When I see the Fox News-fueled protests against the so-called "Ground Zero Mosque" --- it's not a mosque, it's an Islamic Cultural Center, and it's actually three blocks away from the "hallowed" ground of the former World Trade Center at the site of a somewhat-less-hallowed Burlington Coat Factory --- I think of Ismail and his family and how singularly unthreatening they are to the world around them, except to people who object to anyone whose skin is darker than theirs and whose religion is anything other than fundamentalist Christian.

And when I heard about the unprovoked attack on Ahmed Sharif, I immediately ictured Mr. Sharif as looking like my friend Ismail or one of his sons.

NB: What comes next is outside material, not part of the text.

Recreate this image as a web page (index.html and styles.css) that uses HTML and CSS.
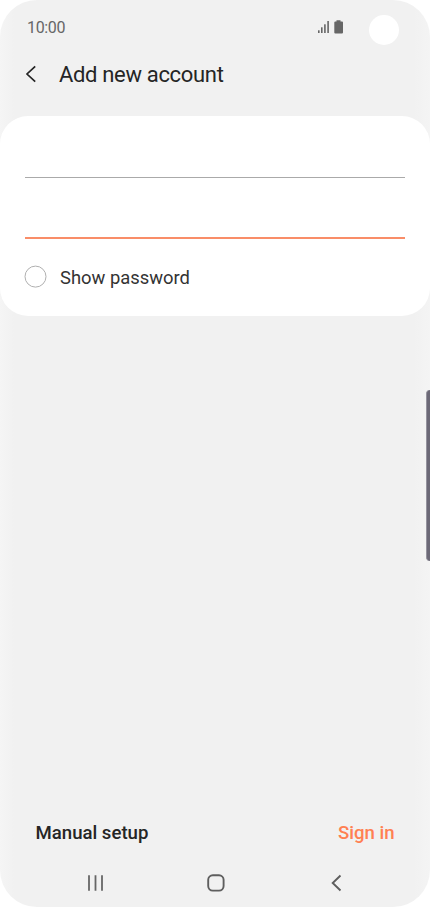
FILE: index.html
```html
<!DOCTYPE html>
<html lang="en">
<head>
  <meta charset="UTF-8" />
  <meta name="viewport" content="width=device-width, initial-scale=1.0">
  <title>Add new account</title>
  <link rel="stylesheet" href="styles.css">
</head>
<body>
  <div class="screen">
    <div class="status-bar">
      <span class="time">10:00</span>
      <svg class="status-icons" width="26" height="14" viewBox="0 0 26 14" fill="#666">
        <rect x="0" y="10.3" width="1.6" height="2.7" />
        <rect x="3" y="7.3" width="1.6" height="5.7" />
        <rect x="6.1" y="4.3" width="1.6" height="8.7" />
        <rect x="9.3" y="1" width="1.6" height="12" />
        <path d="M18.500 0.200h4v1.300h1.500a1 1 0 0 1 1 1v10a1 1 0 0 1-1 1h-6.700a1 1 0 0 1-1-1v-10a1 1 0 0 1 1-1h1.200z" />
      </svg>
      <span class="camera"></span>
    </div>

    <header class="header">
      <svg class="back" width="12" height="18" viewBox="0 0 12 18" fill="none" stroke="#252525" stroke-width="1.7">
        <path d="M10.200 1.300L2 9l8.200 7.700" />
      </svg>
      <h1>Add new account</h1>
    </header>

    <form class="card">
      <input type="text" class="field" aria-label="Email">
      <input type="password" class="field active" aria-label="Password">
      <label class="show-password">
        <svg class="check" width="24" height="24" viewBox="0 0 24 24" fill="none" stroke="#b0b0b0">
          <circle cx="11.500" cy="11.600" r="10.500" />
        </svg>
        <span>Show password</span>
      </label>
    </form>

    <div class="actions">
      <button type="button" class="manual">Manual setup</button>
      <button type="button" class="sign-in">Sign in</button>
    </div>

    <nav class="nav-bar">
      <svg width="18" height="18" viewBox="0 0 18 18" stroke="#666" stroke-width="1.8">
        <path d="M3 1.200v15.600M9.500 1.200v15.600M16 1.200v15.600" />
      </svg>
      <svg width="18" height="18" viewBox="0 0 18 18" fill="none" stroke="#5e5e5e" stroke-width="1.900">
        <rect x="1.200" y="1.200" width="15.400" height="15.400" rx="4.600" />
      </svg>
      <svg width="18" height="18" viewBox="0 0 18 18" fill="none" stroke="#5e5e5e" stroke-width="1.900">
        <path d="M13.500 1.500L5.700 9l7.800 7.500" />
      </svg>
    </nav>

    <span class="edge-handle"></span>
  </div>
</body>
</html>
```

FILE: styles.css
```css
* {
  margin: 0;
  padding: 0;
  box-sizing: border-box;
  font-family: Roboto, sans-serif;
}

body {
  background: #fff;
}

.screen {
  position: relative;
  display: flex;
  flex-direction: column;
  width: 430px;
  height: 907px;
  border-radius: 37px;
  overflow: hidden;
  background: linear-gradient(90deg, #f5f5f5, #f1f1f1 14px, #f1f1f1 414px, #f4f4f4);
}

.status-bar {
  display: flex;
  align-items: center;
  height: 54px;
  padding: 0 31px 0 27px;
}

.time {
  flex: 1;
  padding-top: 1px;
  font-size: 16px;
  letter-spacing: -0.35px;
  color: #666;
}

.camera {
  width: 30px;
  height: 30px;
  margin: 6px 0 0 25px;
  border-radius: 50%;
  background: #fff;
}

.header {
  display: flex;
  align-items: center;
  height: 62px;
  padding: 0 25px 22px;
}

h1 {
  margin-left: 22px;
  font-size: 22px;
  font-weight: 400;
  letter-spacing: -0.33px;
  color: #252525;
}

.card {
  height: 200px;
  padding: 0 25px;
  border-radius: 28px;
  background: #fff;
}

.field {
  display: block;
  width: 100%;
  height: 62px;
  border: none;
  border-bottom: 1px solid #aaa;
  outline: none;
  background: none;
  font-size: 18px;
}

.field.active {
  height: 61px;
  border-bottom: 2px solid #f98d68;
}

.show-password {
  display: flex;
  gap: 12px;
  margin: 26px 0 0 -1px;
  font-size: 18.4px;
  line-height: 26px;
  color: #333;
}

.actions {
  display: flex;
  justify-content: space-between;
  margin-top: auto;
  padding: 0 35.5px;
}

button {
  border: none;
  background: none;
  font-size: 18.6px;
  font-weight: 500;
  line-height: 24px;
  color: #252525;
}

.sign-in {
  color: #ff8052;
}

.nav-bar {
  display: flex;
  justify-content: space-between;
  margin: 29px 85px 15px 86px;
}

.edge-handle {
  position: absolute;
  top: 390px;
  right: 0;
  width: 4px;
  height: 171px;
  border-left: 1px solid #95939e;
  border-radius: 4px 0 0 4px;
  background: #6c6977;
}
```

And I thought, how could someone hate them enough to hurt them?

I've been posting about this on Huffington Post today and have exchanged banter with people who share my views and those who obviously don't. One person said, "Do you believe the (Muslim) person who shot up Fort Hood was inspired by Fox News?" Meaning, of course, that he assumed I did not show sympathy for the victims of that crime, which resulted in multiple deaths at the hands of a disturbed Muslim-American military psychiatrist. It was a stupid argyment, one easily refuted by saying that all crimes of violence are heinous, the degree of which is determined by the results, in terms of victims. The other argument is, "No, the psychiatrist/shooter wasn't inspired by Fox News. Fox News only encourages hatred AGAINST Muslims, not BY Muslims.

Of course, Ahmed Sharif is nothing like my friend Ismail. He is a distinct individual with his own life struggles and dreams and political beliefs, none of which I am familiar with. But he has now become the symbol of what happens when bigotry erupts against minorities, much as the four little girls in Birmingham, Alabama's 16th Street Baptist Church symbolized the racial wars of the 1960s, and Matthew Shepard's death became a rallying cry against homophobic violence.

"When will we ever learn?" goes the line from "Where Have All the Flowers Gone?" an antiwar song of the 1960s. When will we ever learn?